Of course, that is not a good reason to berate the youth because they may not yet have the wisdom to recognize the hidden dangers in the pathways of this life, and in a sense we must all learn from our own mistakes although some of us are smart enough to learn from the mistakes of others.
Currently much unsavoury news about youth is making the headlines, and this may give the impression that there is widespread recklessness and misbehaviour among that segment of the population. But we are obliged to remark on some aspects of youthful behaviour that we think should be held up as indicators of a better and different approach being demonstrated by what we feel must be more representative of our young people.
We are not talking of the efforts of Kirani James or Keshorn Walcott or any other young Caribbean national at the recent Olympics only. Those achievements bear their own very important story, because they represent the end product of discipline, hard work, commitment and aspiration, all of which were combined with excellent execution to bring desired success.
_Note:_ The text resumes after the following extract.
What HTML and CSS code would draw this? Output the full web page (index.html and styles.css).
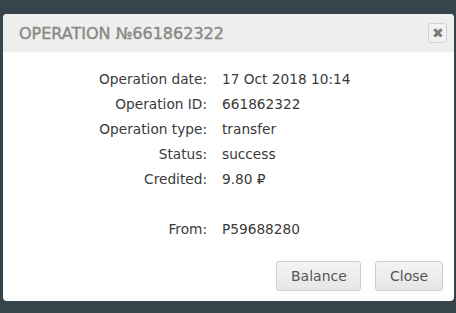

The same hard work is necessary for academic or business success or to achieve prominence in one’s chosen trade or profession, whether pursued through study at the University of the West Indies, the Barbados Community College or the Samuel Jackman Prescod Polytechnic. And the same is true if one has progressed, as it were, through the apprenticeship scheme to establish one’s car repair or other repair business.
We must not fail to laud these achievements, for no country can be built upwards by those whose names make the headlines frequently because of their deviant behaviour, or because they may be the leader of the neighbourhood gang, or because they are so often in penal institutions that they know the architecture of such places better than those who planned and built them in the first place.
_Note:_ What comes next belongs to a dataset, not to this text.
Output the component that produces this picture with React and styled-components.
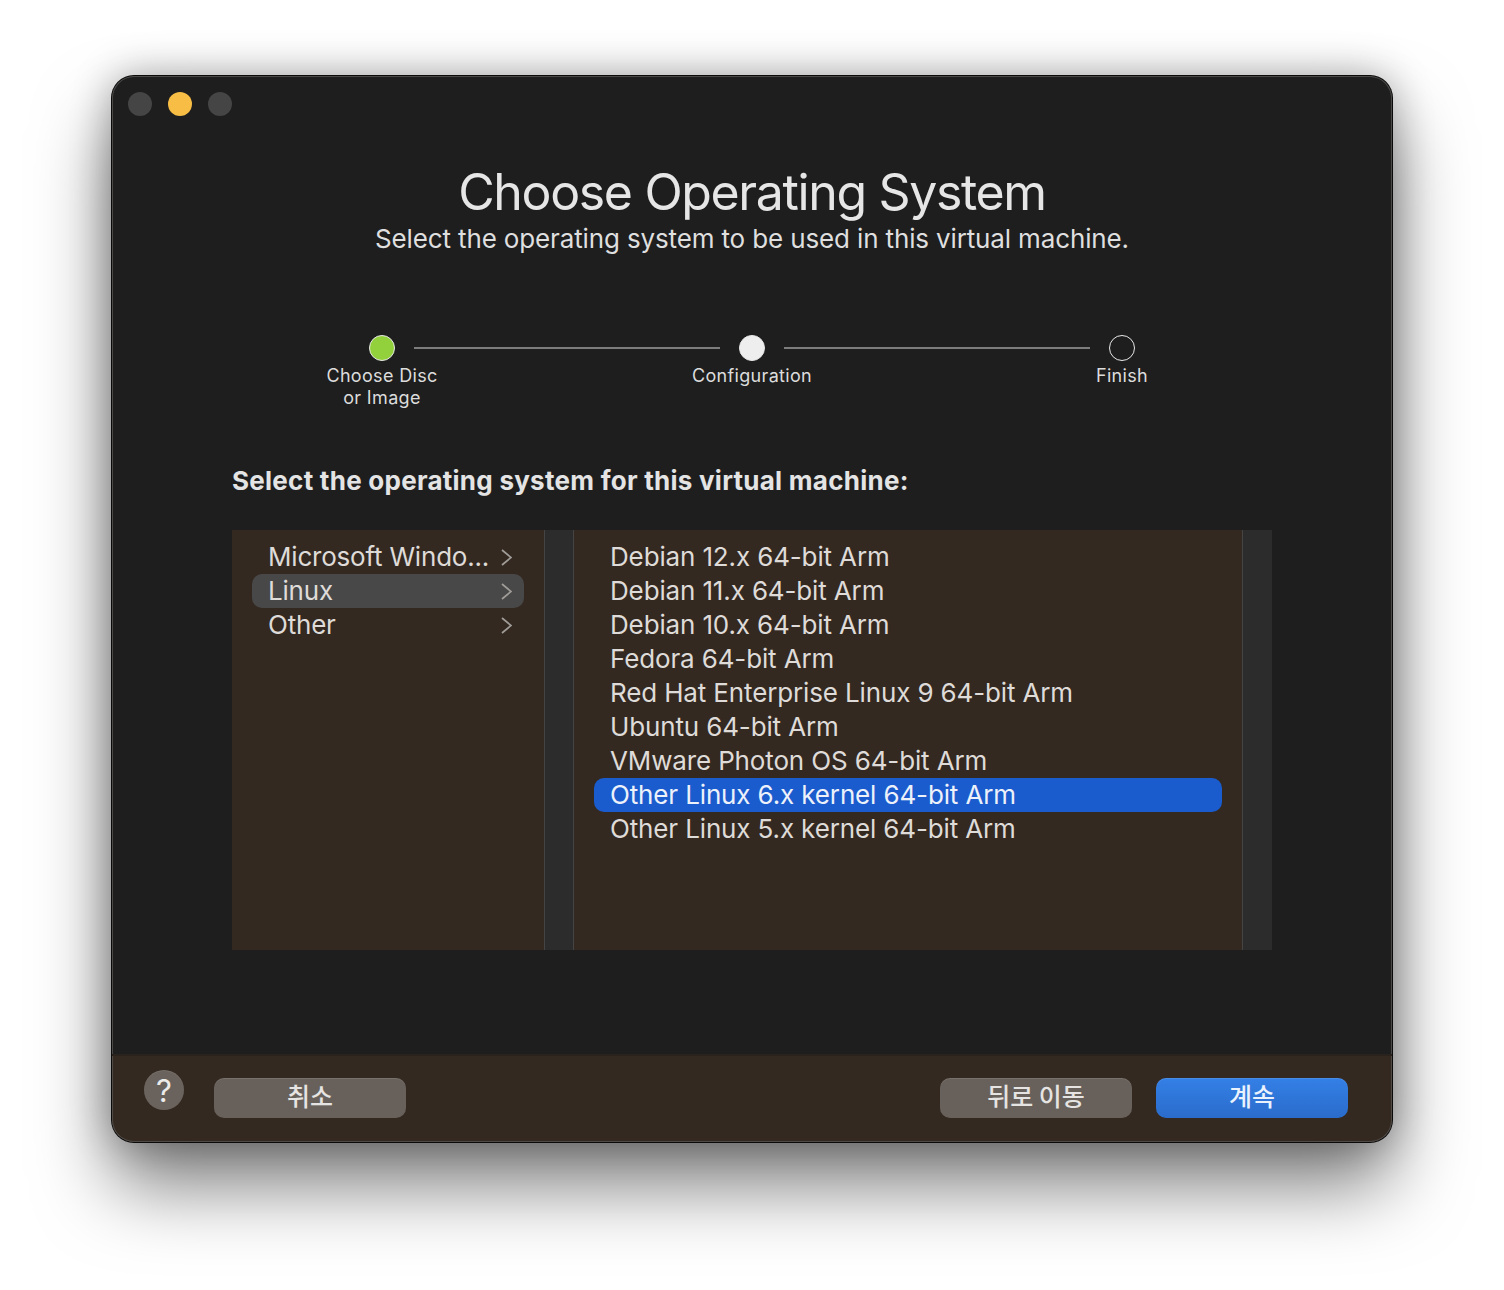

Instead, we must, for example, continue to hold up as proper examples those 9 000 members of the Barbados Public Workers Credit Union Thrift Club, which now has an asset base of some $10 million dollars. That is not chicken feed.
The club is the youth arm of the credit union, and Mr Glendon Belle, the credit union’s president, recently said that he was proud of the growth of the youth arm.
We are equally proud of these 9 000 young people, and every one of them is rendering remarkable public service to this country. Their fine examples must be held up and lauded, and we congratulate and laud each one of them.